Given the choice between absorbing all of those toxic chemicals into my skin and spending 2 hours in the morning sun and building up a tan tolerance?  The sunscreen is more likely to kill me than Ra or Sekhmet (“Blazing Eye of the Sun”) ever could.  I can’t believe the vast numbers of people in this country who bought into the “The sun is BAD for you!” nonsense without giving it any thought.  If Mr. Signpost taught us anything, it’s the exact opposite:  it’s the NO SUNLIGHT option that is truly bad for you.  And according to a recent study cited in Scientific American, ¾ of teens and adults in the U.S. are now lacking Vitamin D, “whose deficits are increasingly blamed for everything from cancer and heart disease to diabetes, according to new research.”  I’m not even remotely surprised.
Source:  http://www.scientificamerican.com/article.cfm?id=vitamin-d-deficiency-united-states

Overdoing ANYTHING isn’t good for you, no matter what it is.  If I stayed out there all day and ended up getting a sunstroke, that’s overdoing it.  Try eating a bushel of apples all at once and tell me that eating a bushel of apples “keeps the doctor away”.  Not.  The doctor would be looking at you pitifully over the stomach pump.  That woman who looked like she spent her life in a tanning bed and could now donate her skin to the shoe leather industry definitely overdid it and even she’s not dying of skin cancer.  People have lived their entire lives out in the sun for millions of years without dying of skin cancer in droves. We are without a doubt the most idiotic, gullible country on the planet, seriously.  Dousing ourselves in toxic chemicals is safer than spending a few hours with the glorious, life-giving Sun???  OMG!

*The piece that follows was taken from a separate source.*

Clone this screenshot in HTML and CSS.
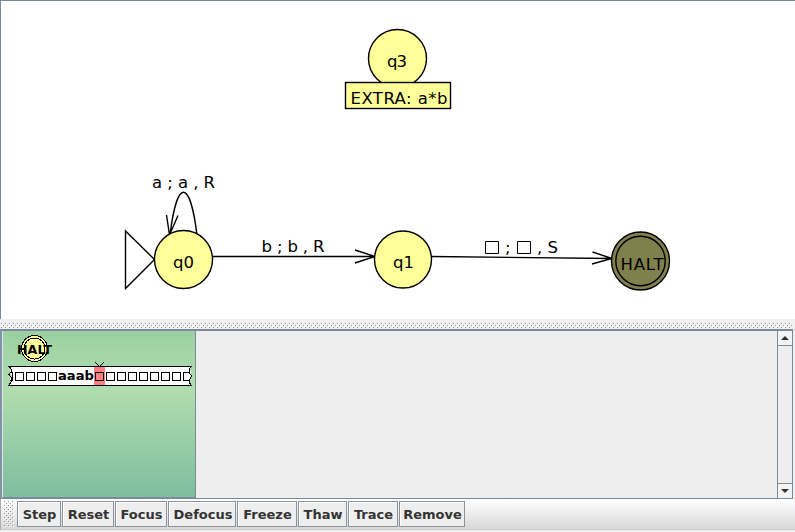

But back to the beach.  It was so beautiful.  So peaceful.  So calm and soothing.  I even thought I could learn to meditate to the rhythm of the waves.  I’m still relaxed from a mere few hours there.  I definitely have to go there more often.  I learned a few things about my own health and strength.  As the water rushed in and out, I found it difficult to keep my feet.  A few times I lost my balance, and let the waves push me in to and pull me out from the shore.  Which may or may not be unusual, but I recognized a difference in fearlessness in myself:  at one time I was unafraid of being pulled out – I knew how to swim sideways against an undertow and escape it.  But that was before the accident.  Now I wasn’t as sure of my strength and stamina as I was earlier.  First thought:  “I need to rebuild my core.”

I even found it difficult to walk on the sand itself, and when I returned home, discovered that my ankles and feet were sore and achy.  On one hand:  I should not be that weak in my legs and feet.  On the other hand:  YAY!  I can feel them!  The feeling did go away after a while, but for a time, I could feel the tingling of the water and sand on my feet.  I almost feel like going to the beach more often will contribute to a healing process.  Ahhh, Poseidon!  I’ve come home!

In between happy bouts of rolling around in and enjoying the water, I was reading Sorita d’Este and David Rankine’s Hekate:  Liminal Rites.  Word of the Day:  Apotropaic.  Protection against evil.  Literally from the Greek apotropaios "averting evil," from apotrepein "to turn away, avert," from apo- "off, away"+ trepein "to turn".

But back to the cryptic class notes.  Apple pie spices (i.e., cinnamon, nutmeg, mace) and citrus are examples of incense fragrances that draw higher frequencies ...!  (see last entry on incomprehensible notes.)  That was in the segment about preparing the magickal circle.  Now, if I could only figure out what “higher frequencies” meant.  I have this visual image of being aurally assaulted by a herd of crazed sopranos, and my head exploding from the high-pitched noise.  Maybe I should look that up.